As for greeting friends, Meier says that cheek-kissing is common among the well-heeled Brits, but there are rules for that as well. Don’t actually kiss the person’s cheek, don’t make an overly loud kissing noise or a dramatic MWAH and know your audience — most Europeans do two kisses but the Swiss typically do three.
4. Curtsy Queen
While Markle would likely be using the above greetings with most of the royal family, she would still be expected to curtsy in more formal situations. Meier says that the curtsy should be subtle — a ballerina curtsy this is not — but the deeper and longer you pause shows more respect and formality. To curtsy, Meier instructs placing one leg behind the other (whichever one is more comfortable for you) and bowing your head slightly while bending your knees.

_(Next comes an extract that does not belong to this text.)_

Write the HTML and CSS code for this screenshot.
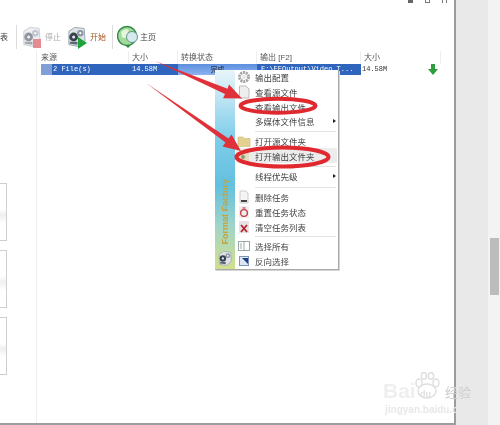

It’s rare to see the royals curtsy to one another outside of extremely formal situations, and even then they usually only curtsy to the Queen. However, Markle would be expected to curtsy to the Queen, Prince Philip, Prince Charles, Camilla, Duchess of Cornwall, Prince William and Kate. She would also be expected to curtsy to “royal princesses” like Anne, Beatrice and Eugenie if Harry wasn’t with her. (Although she’s royal-by-birth, Zara Tindall does not have a princess title so Markle wouldn’t be required to curtsy to her.) She would also be expected to curtsy to any foreign royals who out-rank her.
5. Car Care
Gracefully exiting a car can sometime be difficult, especially if you are wearing a skirt and photographers are parked right outside the car door. Meier suggests that the best way to elegantly get out of a car is the “swivel and pop” — first you position yourself at the end of your seat and as close to the door as possible, then you place both hands behind yourself and use them to support yourself as you turn (with ankles and knees together!) to place your feet outside the car. The final move — the pop — is as you stand and exit the car, looking photo-ready.
If you have a handbag, Meier says that you should place it on the seat next to you before employing the “swivel and pop.” Then, after you stand , you gracefully reach back into the car (without turning around) to get your bag.
6. Step by Step
As for getting down stairs, Meier says that Harry would likely be aware of helping Markle walk down any stairs in her path, especially in a formal situation. But, even if she doesn’t have a prince to help her, the rules of descending are simple. Meier says you should keep your chin parallel, back straight and hand by your side. If you need to use the banister, Meier instructs that you should simply rest your hand on it (not grip) and keep your toes pointed toward the banister as you walk down.
Even if you aren’t planning on being a princess, Meier’s etiquette tips can help anyone looking to infuse a little royal grace into their daily life. But we’re still holding out hope for a royal wedding!